Financial Planning and Analysis

Is There Equity in a Leased Car?

Unpack car lease finances: learn if you can gain "equity" or financial benefit from your leased vehicle.

A car lease is a long-term rental agreement for a vehicle, typically two to four years. In conventional car ownership, “equity” refers to the portion of the vehicle’s value that you own outright, calculated as its market value minus any outstanding loan balance. This value grows as you pay down the principal on a loan. Understanding whether a similar concept of value accumulation applies to leased vehicles, which are not owned assets, is important for understanding their financial implications.

Understanding Lease Components and Ownership

When you lease a car, the leasing company retains ownership of the vehicle throughout the lease term. Your monthly payments do not contribute to building an ownership stake in the car. Instead, these payments cover the vehicle’s anticipated depreciation during your usage period, along with finance charges and any applicable taxes.

The core financial elements of a lease include the “capitalized cost,” which is the agreed-upon selling price of the car, similar to the purchase price. Another component is the “money factor,” which represents the interest rate equivalent on the lease. It is typically expressed as a small decimal, and multiplying it by 2,400 can convert it to a comparable annual percentage rate (APR).

The “residual value” is the predetermined value of the vehicle at the end of the lease term, estimated by the leasing company at the start of the contract. This figure is a projection of what the car will be worth, often expressed as a percentage of its original manufacturer’s suggested retail price (MSRP), and it directly influences your monthly payments. Your lease payments are primarily calculated to cover the difference between the capitalized cost and this residual value (the depreciation) plus the money factor. Since the car’s title remains with the leasing company, you do not build traditional equity; the vehicle’s value belongs to the lessor.

Lease-End Options and Potential Value

At the conclusion of a car lease, you generally have two primary options: returning the vehicle or purchasing it. If the car’s market value at lease end is less than the residual value, returning the vehicle is the most straightforward choice, and no “equity” can be realized by the lessee in this scenario. You would simply fulfill any remaining obligations, such as excess mileage fees or wear and tear charges, and return the car.

A situation akin to building equity can arise if the vehicle’s market value at lease end is higher than the residual value specified in your lease agreement.
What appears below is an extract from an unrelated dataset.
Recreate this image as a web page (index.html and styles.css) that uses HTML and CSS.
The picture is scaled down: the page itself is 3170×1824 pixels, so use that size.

This positive difference is often referred to as “lease equity” or a “positive equity-like situation.” In such instances, the lessee has a financial opportunity because they can purchase the car at the lower, pre-agreed residual value. Acquiring the vehicle at this lower price, when its market value is higher, provides an immediate financial benefit.

After purchasing the vehicle at the residual value, you then own the car and can sell it to a third party, such as a dealership or private buyer, for its higher market value. The profit from this sale, above the buyout price, is the financial gain considered an “equity” equivalent for the lessee. This favorable outcome is not a result of building traditional ownership equity, but rather a fortunate alignment of market conditions, where the car depreciated less than initially projected or used car demand is high.

Comparing Leasing and Buying from a Financial Perspective

When considering a vehicle, the financial implications of leasing versus buying present distinct paths regarding asset value. Buying a car, whether with cash or through a loan, means you gain ownership. As you make payments on an auto loan, a portion reduces the principal balance, directly building your equity. This equity represents your ownership stake, calculated as the car’s market value minus any outstanding loan, and can be realized if you sell the car.

Leasing is a payment for the use and depreciation of a vehicle over a set term, not for its ownership. Your monthly payments do not build traditional equity in the asset for the lessee. Any financial benefit at lease end, such as when market value exceeds residual value, stems from favorable market conditions rather than an accumulated ownership stake.

The different financial goals associated with each option are apparent. Buying often aligns with the goal of asset accumulation and long-term ownership, despite higher initial costs and typically higher monthly payments. Leasing, on the other hand, usually involves lower monthly payments and allows for driving newer vehicles more frequently, appealing to those who prefer to avoid long-term commitments and the complexities of selling a used car. While a leased car does not allow the lessee to build traditional equity, strong market conditions can sometimes create an opportunity to capture value at the end of the lease term.